Nos bastidores, porém, a situação é mais complexa. Há divisões entre familiares, advogados e parlamentares da oposição. Como explica uma fonte envolvida nas articulações, a dosimetria coloca todos diante de uma escolha desconfortável: “É uma situação entre o nada e algo que não é anistia, mas uma confissão de crimes não cometidos. Muitas pessoas já querem a redução de pena para tirar a tornozeleira ou para voltar para casa.” A tensão interna cresce conforme o tempo político se esgota.
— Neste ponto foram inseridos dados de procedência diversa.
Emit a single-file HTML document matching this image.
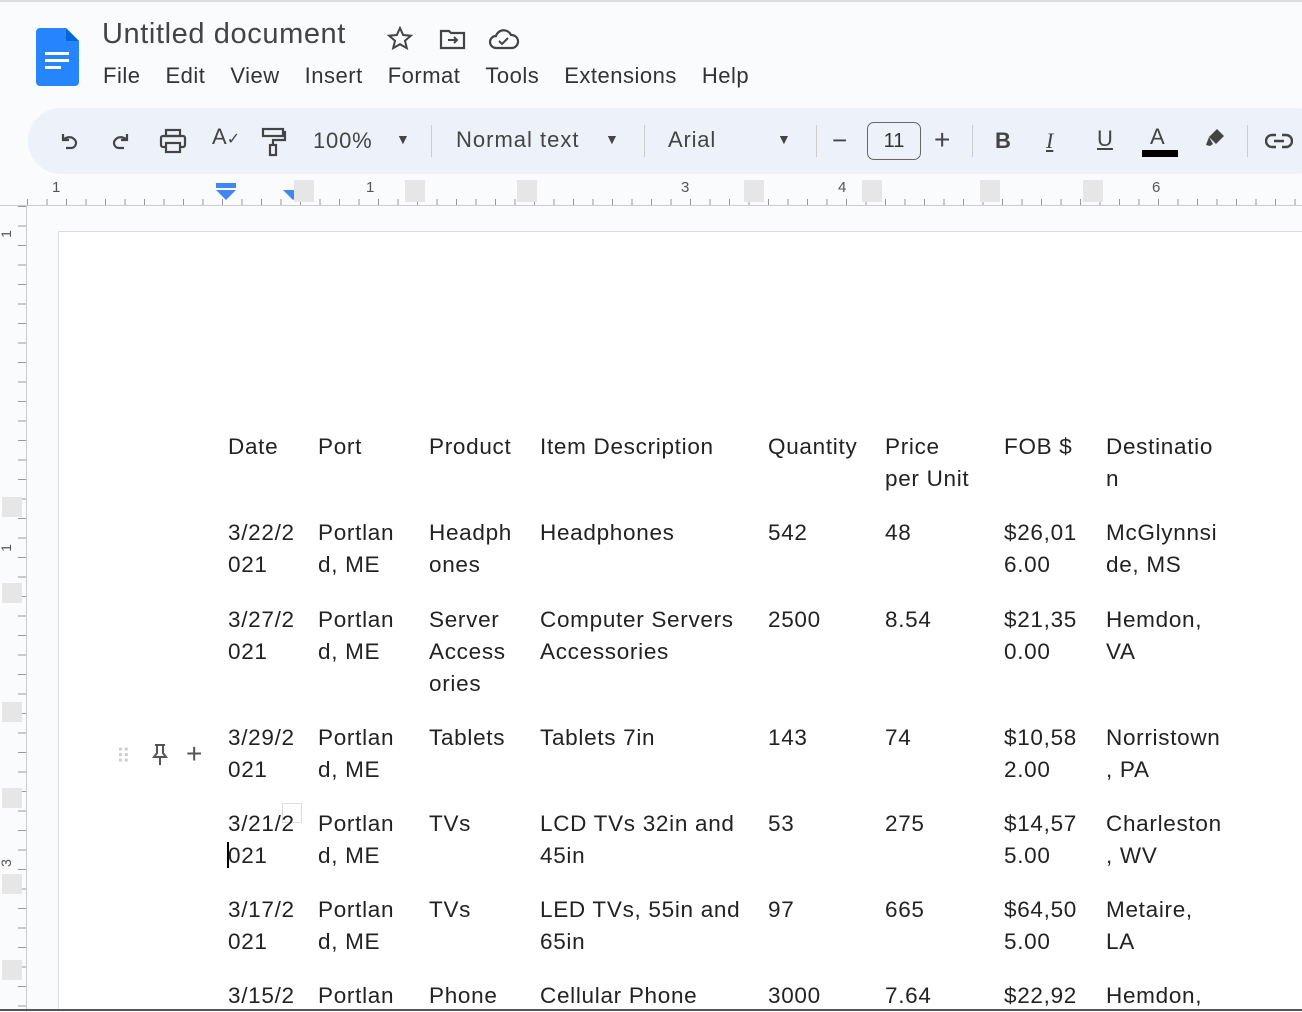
<!DOCTYPE html>
<html><head><style>
body{margin:0;width:1302px;height:1012px;background:#f9fbfd;font-family:"Liberation Sans",Arial,sans-serif;position:relative;overflow:hidden;color:#202124}
.a{position:absolute;white-space:nowrap}
.menu span{margin-right:25px}
.t{position:absolute;font-size:22.5px;line-height:32px;color:#222;letter-spacing:0.7px;white-space:nowrap}
</style></head><body>
<div class="a" style="left:0;top:0;width:1302px;height:2px;background:#ddd"></div>
<svg class="a" style="left:36px;top:28px" width="44" height="58" viewBox="0 0 44 58"><path d="M4 0h26l13 13v41a4 4 0 0 1-4 4H4a4 4 0 0 1-4-4V4a4 4 0 0 1 4-4z" fill="#2684fc"/><path d="M30 0l13 13H30z" fill="#0066da"/><rect x="9" y="24" width="24" height="3" fill="#fff"/><rect x="9" y="31" width="24" height="3" fill="#fff"/><rect x="9" y="38" width="16" height="3" fill="#fff"/></svg>
<div class="a" style="left:102px;top:18px;font-size:29px;color:#444;letter-spacing:0.6px">Untitled document</div>
<svg class="a" style="left:387px;top:26px" width="26" height="24" viewBox="0 0 26 24"><path d="M13 2l3.2 7 7.6.7-5.8 5 1.8 7.4L13 18.2 6.2 22.1 8 14.7l-5.8-5 7.6-.7z" fill="none" stroke="#444" stroke-width="2"/></svg>
<svg class="a" style="left:439px;top:28px" width="28" height="22" viewBox="0 0 28 22"><path d="M2 3h8l2 2h13v15H2z" fill="none" stroke="#444" stroke-width="2.2"/><path d="M9 12h9m-3-3l3 3-3 3" fill="none" stroke="#444" stroke-width="2"/></svg>
<svg class="a" style="left:488px;top:28px" width="32" height="22" viewBox="0 0 32 22"><path d="M8 20a6 6 0 0 1 0-12 8 8 0 0 1 15-1 6 6 0 0 1 1 13z" fill="none" stroke="#444" stroke-width="2.2"/><path d="M11 13l3 3 6-6" fill="none" stroke="#444" stroke-width="2"/></svg>
<div class="a menu" style="left:103px;top:63px;font-size:22px;color:#333;letter-spacing:0.5px"><span>File</span><span>Edit</span><span>View</span><span>Insert</span><span>Format</span><span>Tools</span><span>Extensions</span><span>Help</span></div>
<div class="a" style="left:28px;top:108px;width:1300px;height:66px;border-radius:33px;background:#edf2fa"></div>
<svg class="a" style="left:58px;top:130px" width="24" height="24" viewBox="0 0 24 24"><path d="M5 4v6h6M5 10c3-3 8-4 11-1a5 5 0 0 1-3 9H8" fill="none" stroke="#444" stroke-width="2.2"/></svg>
<svg class="a" style="left:108px;top:130px" width="24" height="24" viewBox="0 0 24 24"><path d="M19 4v6h-6M19 10c-3-3-8-4-11-1a5 5 0 0 0 3 9h5" fill="none" stroke="#444" stroke-width="2.2"/></svg>
<svg class="a" style="left:159px;top:128px" width="28" height="26" viewBox="0 0 28 26"><rect x="7" y="2" width="14" height="6" fill="none" stroke="#444" stroke-width="2.2"/><rect x="2" y="8" width="24" height="11" rx="2" fill="none" stroke="#444" stroke-width="2.2"/><rect x="7" y="15" width="14" height="9" fill="#edf2fa" stroke="#444" stroke-width="2.2"/></svg>
<div class="a" style="left:212px;top:124px;font-size:22px;color:#444">A<span style="font-size:16px">✓</span></div>
<svg class="a" style="left:261px;top:127px" width="26" height="30" viewBox="0 0 26 30"><rect x="2" y="2" width="20" height="7" fill="none" stroke="#444" stroke-width="2.2"/><path d="M22 5h2v8H12v5" fill="none" stroke="#444" stroke-width="2.2"/><rect x="9" y="18" width="6" height="10" fill="none" stroke="#444" stroke-width="2.2"/></svg>
<div class="a" style="left:313px;top:128px;font-size:22px;color:#444;letter-spacing:0.8px">100%</div>
<div class="a" style="left:396px;top:131px;font-size:14px;color:#444">▼</div>
<div class="a" style="left:431px;top:125px;width:1px;height:32px;background:#ccc"></div>
<div class="a" style="left:456px;top:127px;font-size:22px;color:#444;letter-spacing:1px">Normal text</div>
<div class="a" style="left:605px;top:131px;font-size:14px;color:#444">▼</div>
<div class="a" style="left:644px;top:125px;width:1px;height:32px;background:#ccc"></div>
<div class="a" style="left:668px;top:127px;font-size:22px;color:#444;letter-spacing:0.8px">Arial</div>
<div class="a" style="left:777px;top:131px;font-size:14px;color:#444">▼</div>
<div class="a" style="left:816px;top:125px;width:1px;height:32px;background:#ccc"></div>
<div class="a" style="left:832px;top:125px;font-size:26px;color:#444">−</div>
<div class="a" style="left:867px;top:122px;width:52px;height:36px;border:1.5px solid #666;border-radius:7px;font-size:20px;text-align:center;line-height:36px;color:#333">11</div>
<div class="a" style="left:934px;top:124px;font-size:28px;color:#444">+</div>
<div class="a" style="left:972px;top:125px;width:1px;height:32px;background:#ccc"></div>
<div class="a" style="left:995px;top:128px;font-size:22px;font-weight:bold;color:#444">B</div>
<div class="a" style="left:1046px;top:128px;font-size:22px;font-style:italic;font-family:'Liberation Serif',serif;color:#444;text-decoration:underline">I</div>
<div class="a" style="left:1097px;top:126px;font-size:22px;color:#444;text-decoration:underline">U</div>
<div class="a" style="left:1150px;top:124px;font-size:22px;color:#444">A</div>
<div class="a" style="left:1142px;top:150px;width:36px;height:7px;background:#000"></div>
<svg class="a" style="left:1203px;top:126px" width="24" height="24" viewBox="0 0 24 24"><path d="M14 3l7 7-8 8-7-7zM6 11l-3 8 4 1 3-2" fill="#444"/></svg>
<div class="a" style="left:1247px;top:125px;width:1px;height:32px;background:#ccc"></div>
<svg class="a" style="left:1265px;top:132px" width="28" height="18" viewBox="0 0 28 18"><path d="M11 3H7a6 6 0 0 0 0 12h4M17 3h4a6 6 0 0 1 0 12h-4M9 9h10" fill="none" stroke="#444" stroke-width="2.4"/></svg>
<!-- ruler -->
<div class="a" style="left:27px;top:176px;width:1275px;height:30px;background:repeating-linear-gradient(90deg,#999 0 1px,transparent 1px 19.5px) 0 23px/100% 7px no-repeat"></div>
<div class="a" style="left:0;top:205px;width:1302px;height:1px;background:#ccc"></div>
<div class="a" style="left:52px;top:179px;font-size:15px;color:#555">1</div>
<div class="a" style="left:366px;top:179px;font-size:15px;color:#555">1</div>
<div class="a" style="left:681px;top:179px;font-size:15px;color:#555">3</div>
<div class="a" style="left:838px;top:179px;font-size:15px;color:#555">4</div>
<div class="a" style="left:1152px;top:179px;font-size:15px;color:#555">6</div>
<div class="a" style="left:216px;top:183px;width:20px;height:5px;background:#4285f4"></div>
<div class="a" style="left:216px;top:190px;width:0;height:0;border:10px solid transparent;border-top:10px solid #4285f4;border-bottom:0"></div>
<div class="a" style="left:283px;top:190px;width:0;height:0;border:10px solid transparent;border-top:10px solid #4285f4;border-bottom:0"></div>
<div class="a" style="left:294px;top:180px;width:20px;height:22px;background:#e6e6e6"></div>
<div class="a" style="left:405px;top:180px;width:20px;height:22px;background:#e6e6e6"></div>
<div class="a" style="left:517px;top:180px;width:20px;height:22px;background:#e6e6e6"></div>
<div class="a" style="left:744px;top:180px;width:20px;height:22px;background:#e6e6e6"></div>
<div class="a" style="left:862px;top:180px;width:20px;height:22px;background:#e6e6e6"></div>
<div class="a" style="left:980px;top:180px;width:20px;height:22px;background:#e6e6e6"></div>
<div class="a" style="left:1083px;top:180px;width:20px;height:22px;background:#e6e6e6"></div>
<!-- vertical ruler -->
<div class="a" style="left:26px;top:206px;width:1px;height:806px;background:#ccc"></div>
<div class="a" style="left:18px;top:206px;width:8px;height:806px;background:repeating-linear-gradient(180deg,#999 0 1px,transparent 1px 19.5px)"></div>
<div class="a" style="left:2px;top:226px;font-size:14px;color:#555;transform:rotate(-90deg)">1</div>
<div class="a" style="left:2px;top:540px;font-size:14px;color:#555;transform:rotate(-90deg)">1</div>
<div class="a" style="left:2px;top:855px;font-size:14px;color:#555;transform:rotate(-90deg)">3</div>
<div class="a" style="left:2px;top:497px;width:20px;height:20px;background:#e6e6e6"></div>
<div class="a" style="left:2px;top:583px;width:20px;height:20px;background:#e6e6e6"></div>
<div class="a" style="left:2px;top:702px;width:20px;height:20px;background:#e6e6e6"></div>
<div class="a" style="left:2px;top:788px;width:20px;height:20px;background:#e6e6e6"></div>
<div class="a" style="left:2px;top:874px;width:20px;height:20px;background:#e6e6e6"></div>
<div class="a" style="left:2px;top:960px;width:20px;height:20px;background:#e6e6e6"></div>
<!-- page -->
<div class="a" style="left:58px;top:231px;width:1250px;height:778px;background:#fff;border:1px solid #ddd"></div>
<div class="a" style="left:0;top:1009px;width:1302px;height:2px;background:#555"></div>
<div class="a" style="left:116px;top:744px;font-size:20px;color:#ccc">⠿</div>
<svg class="a" style="left:150px;top:743px" width="20" height="24" viewBox="0 0 20 24"><path d="M5 2h10M7 2v8l-3 4h12l-3-4V2M10 14v8" fill="none" stroke="#555" stroke-width="2"/></svg>
<div class="a" style="left:186px;top:738px;font-size:28px;color:#555">+</div>
<div class="a" style="left:282px;top:803px;width:18px;height:18px;border:1px solid #ddd;background:#fff"></div>
<div class="a" style="left:227px;top:842px;width:2px;height:26px;background:#000"></div>

<div class="t" style="left:228px;top:431px">Date</div>
<div class="t" style="left:318px;top:431px">Port</div>
<div class="t" style="left:429px;top:431px">Product</div>
<div class="t" style="left:540px;top:431px">Item Description</div>
<div class="t" style="left:768px;top:431px">Quantity</div>
<div class="t" style="left:885px;top:431px">Price<br>per Unit</div>
<div class="t" style="left:1004px;top:431px">FOB $</div>
<div class="t" style="left:1106px;top:431px">Destinatio<br>n</div>

<div class="t" style="left:228px;top:517px">3/22/2<br>021</div>
<div class="t" style="left:318px;top:517px">Portlan<br>d, ME</div>
<div class="t" style="left:429px;top:517px">Headph<br>ones</div>
<div class="t" style="left:540px;top:517px">Headphones</div>
<div class="t" style="left:768px;top:517px">542</div>
<div class="t" style="left:885px;top:517px">48</div>
<div class="t" style="left:1004px;top:517px">$26,01<br>6.00</div>
<div class="t" style="left:1106px;top:517px">McGlynnsi<br>de, MS</div>

<div class="t" style="left:228px;top:604px">3/27/2<br>021</div>
<div class="t" style="left:318px;top:604px">Portlan<br>d, ME</div>
<div class="t" style="left:429px;top:604px">Server<br>Access<br>ories</div>
<div class="t" style="left:540px;top:604px">Computer Servers<br>Accessories</div>
<div class="t" style="left:768px;top:604px">2500</div>
<div class="t" style="left:885px;top:604px">8.54</div>
<div class="t" style="left:1004px;top:604px">$21,35<br>0.00</div>
<div class="t" style="left:1106px;top:604px">Hemdon,<br>VA</div>

<div class="t" style="left:228px;top:722px">3/29/2<br>021</div>
<div class="t" style="left:318px;top:722px">Portlan<br>d, ME</div>
<div class="t" style="left:429px;top:722px">Tablets</div>
<div class="t" style="left:540px;top:722px">Tablets 7in</div>
<div class="t" style="left:768px;top:722px">143</div>
<div class="t" style="left:885px;top:722px">74</div>
<div class="t" style="left:1004px;top:722px">$10,58<br>2.00</div>
<div class="t" style="left:1106px;top:722px">Norristown<br>, PA</div>

<div class="t" style="left:228px;top:808px">3/21/2<br>021</div>
<div class="t" style="left:318px;top:808px">Portlan<br>d, ME</div>
<div class="t" style="left:429px;top:808px">TVs</div>
<div class="t" style="left:540px;top:808px">LCD TVs 32in and<br>45in</div>
<div class="t" style="left:768px;top:808px">53</div>
<div class="t" style="left:885px;top:808px">275</div>
<div class="t" style="left:1004px;top:808px">$14,57<br>5.00</div>
<div class="t" style="left:1106px;top:808px">Charleston<br>, WV</div>

<div class="t" style="left:228px;top:894px">3/17/2<br>021</div>
<div class="t" style="left:318px;top:894px">Portlan<br>d, ME</div>
<div class="t" style="left:429px;top:894px">TVs</div>
<div class="t" style="left:540px;top:894px">LED TVs, 55in and<br>65in</div>
<div class="t" style="left:768px;top:894px">97</div>
<div class="t" style="left:885px;top:894px">665</div>
<div class="t" style="left:1004px;top:894px">$64,50<br>5.00</div>
<div class="t" style="left:1106px;top:894px">Metaire,<br>LA</div>

<div class="t" style="left:228px;top:980px">3/15/2</div>
<div class="t" style="left:318px;top:980px">Portlan</div>
<div class="t" style="left:429px;top:980px">Phone</div>
<div class="t" style="left:540px;top:980px">Cellular Phone</div>
<div class="t" style="left:768px;top:980px">3000</div>
<div class="t" style="left:885px;top:980px">7.64</div>
<div class="t" style="left:1004px;top:980px">$22,92</div>
<div class="t" style="left:1106px;top:980px">Hemdon,</div>
</body></html>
Se o projeto for votado e aprovado na Câmara, seguirá ao Senado, que provavelmente pedirá ajustes na retroatividade e nos efeitos sobre condenações já transitadas em julgado. Qualquer alteração fará o texto retornar à Câmara, o que reduz drasticamente as chances de aprovação antes do recesso. Caso não haja votação nesta ou na próxima semana, o tema deve ser engavetado até fevereiro — e, segundo parlamentares da oposição, a probabilidade de avançar no próximo ano é muito menor.
O que dizem os envolvidos
Nossa equipe entrou em contato com o NOSSAS, com o Pacto pela Democracia e com o Washington Brazil Office para solicitar esclarecimentos sobre o financiamento, a estrutura da campanha e os métodos de mobilização utilizados. Nenhuma das organizações respondeu até o fechamento desta reportagem.